§ INSTRUCTIONS FOR THE TASK:
Report how many lines contain the word "components", with no other text.

§ DATA SECTION:
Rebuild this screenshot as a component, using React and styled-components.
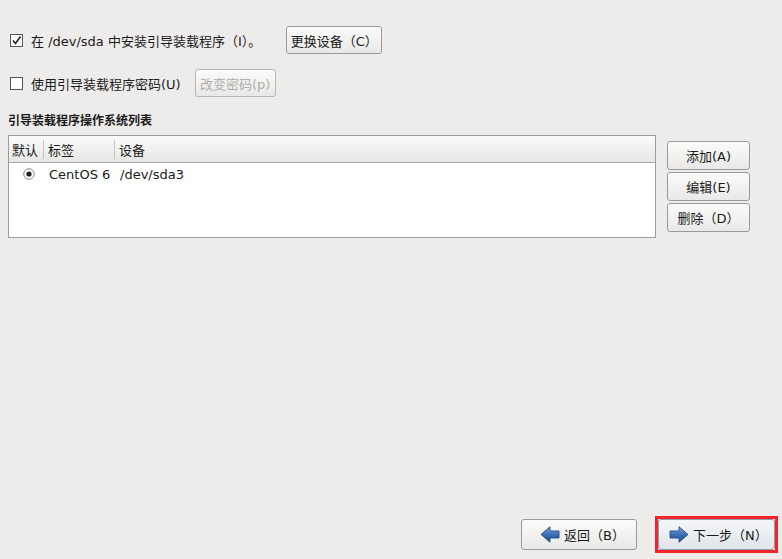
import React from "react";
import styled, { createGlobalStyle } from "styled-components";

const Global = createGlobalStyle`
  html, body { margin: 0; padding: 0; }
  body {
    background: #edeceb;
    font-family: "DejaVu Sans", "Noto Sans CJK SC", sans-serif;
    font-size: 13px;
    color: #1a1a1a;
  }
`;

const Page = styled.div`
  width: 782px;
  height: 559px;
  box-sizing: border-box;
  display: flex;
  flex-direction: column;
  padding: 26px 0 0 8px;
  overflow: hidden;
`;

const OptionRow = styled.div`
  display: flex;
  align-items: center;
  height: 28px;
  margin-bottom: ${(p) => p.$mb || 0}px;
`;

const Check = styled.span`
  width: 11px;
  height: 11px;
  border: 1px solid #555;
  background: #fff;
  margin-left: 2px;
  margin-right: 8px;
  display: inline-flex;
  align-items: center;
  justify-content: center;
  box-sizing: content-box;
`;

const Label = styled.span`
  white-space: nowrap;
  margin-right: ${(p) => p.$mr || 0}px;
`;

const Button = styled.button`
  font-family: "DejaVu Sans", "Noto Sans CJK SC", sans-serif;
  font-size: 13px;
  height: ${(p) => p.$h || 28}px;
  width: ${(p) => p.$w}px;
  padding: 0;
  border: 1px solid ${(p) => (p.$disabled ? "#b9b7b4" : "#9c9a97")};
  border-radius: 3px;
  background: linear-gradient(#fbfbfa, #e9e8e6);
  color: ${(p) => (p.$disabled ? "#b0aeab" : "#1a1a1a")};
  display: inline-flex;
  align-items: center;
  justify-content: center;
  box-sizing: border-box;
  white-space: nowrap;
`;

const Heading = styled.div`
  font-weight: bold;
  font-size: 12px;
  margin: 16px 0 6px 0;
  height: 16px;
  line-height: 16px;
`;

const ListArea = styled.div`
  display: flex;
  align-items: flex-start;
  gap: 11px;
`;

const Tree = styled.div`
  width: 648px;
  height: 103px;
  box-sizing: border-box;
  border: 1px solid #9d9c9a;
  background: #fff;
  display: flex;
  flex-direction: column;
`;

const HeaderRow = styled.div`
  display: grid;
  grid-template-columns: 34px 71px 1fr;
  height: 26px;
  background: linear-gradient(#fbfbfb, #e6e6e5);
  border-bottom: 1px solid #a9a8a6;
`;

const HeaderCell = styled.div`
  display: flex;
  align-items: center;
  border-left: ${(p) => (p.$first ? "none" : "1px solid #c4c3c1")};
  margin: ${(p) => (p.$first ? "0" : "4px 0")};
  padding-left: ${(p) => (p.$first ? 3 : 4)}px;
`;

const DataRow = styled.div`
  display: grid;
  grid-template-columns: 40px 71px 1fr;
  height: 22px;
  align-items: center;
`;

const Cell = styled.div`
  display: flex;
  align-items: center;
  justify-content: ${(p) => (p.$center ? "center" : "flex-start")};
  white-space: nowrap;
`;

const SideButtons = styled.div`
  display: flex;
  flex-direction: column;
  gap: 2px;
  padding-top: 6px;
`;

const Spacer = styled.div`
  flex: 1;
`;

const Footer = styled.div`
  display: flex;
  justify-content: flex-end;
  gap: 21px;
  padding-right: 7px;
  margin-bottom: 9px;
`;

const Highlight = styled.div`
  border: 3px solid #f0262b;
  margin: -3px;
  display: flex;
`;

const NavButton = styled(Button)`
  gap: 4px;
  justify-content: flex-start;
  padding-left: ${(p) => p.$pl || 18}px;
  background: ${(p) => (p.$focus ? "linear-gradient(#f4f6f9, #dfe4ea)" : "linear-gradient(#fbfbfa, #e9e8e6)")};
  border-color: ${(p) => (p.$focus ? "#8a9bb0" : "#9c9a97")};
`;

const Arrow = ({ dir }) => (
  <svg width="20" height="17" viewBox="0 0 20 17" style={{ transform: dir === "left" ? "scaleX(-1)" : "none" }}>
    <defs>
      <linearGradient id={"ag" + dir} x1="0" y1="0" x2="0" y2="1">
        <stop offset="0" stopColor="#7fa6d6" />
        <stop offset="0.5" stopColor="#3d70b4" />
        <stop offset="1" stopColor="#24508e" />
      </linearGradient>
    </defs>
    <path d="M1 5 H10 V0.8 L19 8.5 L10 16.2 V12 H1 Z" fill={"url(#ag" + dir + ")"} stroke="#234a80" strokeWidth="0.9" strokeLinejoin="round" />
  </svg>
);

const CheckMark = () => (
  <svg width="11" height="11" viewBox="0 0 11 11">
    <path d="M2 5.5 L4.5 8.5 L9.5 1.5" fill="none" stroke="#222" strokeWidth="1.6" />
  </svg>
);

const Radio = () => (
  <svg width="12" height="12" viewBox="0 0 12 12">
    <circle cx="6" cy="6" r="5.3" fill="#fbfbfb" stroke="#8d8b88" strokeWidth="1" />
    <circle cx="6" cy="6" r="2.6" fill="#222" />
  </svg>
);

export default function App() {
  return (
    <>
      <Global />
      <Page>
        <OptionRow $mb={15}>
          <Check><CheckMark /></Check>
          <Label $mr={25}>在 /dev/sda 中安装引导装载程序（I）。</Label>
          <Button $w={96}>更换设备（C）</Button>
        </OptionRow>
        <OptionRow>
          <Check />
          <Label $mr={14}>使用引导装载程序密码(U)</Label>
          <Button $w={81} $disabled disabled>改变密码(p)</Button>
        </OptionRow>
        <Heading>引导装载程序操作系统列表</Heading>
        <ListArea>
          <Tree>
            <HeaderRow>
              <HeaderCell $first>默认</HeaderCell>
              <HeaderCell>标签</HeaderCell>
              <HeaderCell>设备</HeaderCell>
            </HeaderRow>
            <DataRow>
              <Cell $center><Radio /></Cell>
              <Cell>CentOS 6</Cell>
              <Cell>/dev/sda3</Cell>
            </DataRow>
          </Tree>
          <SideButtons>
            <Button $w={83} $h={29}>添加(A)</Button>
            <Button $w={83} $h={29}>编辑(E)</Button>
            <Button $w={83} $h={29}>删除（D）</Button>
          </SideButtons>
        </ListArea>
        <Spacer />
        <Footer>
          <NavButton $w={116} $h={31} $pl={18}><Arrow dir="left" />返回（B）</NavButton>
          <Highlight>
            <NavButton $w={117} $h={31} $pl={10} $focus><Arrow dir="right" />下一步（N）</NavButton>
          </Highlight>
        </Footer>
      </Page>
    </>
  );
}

§ EXERCISE RESPONSE:
2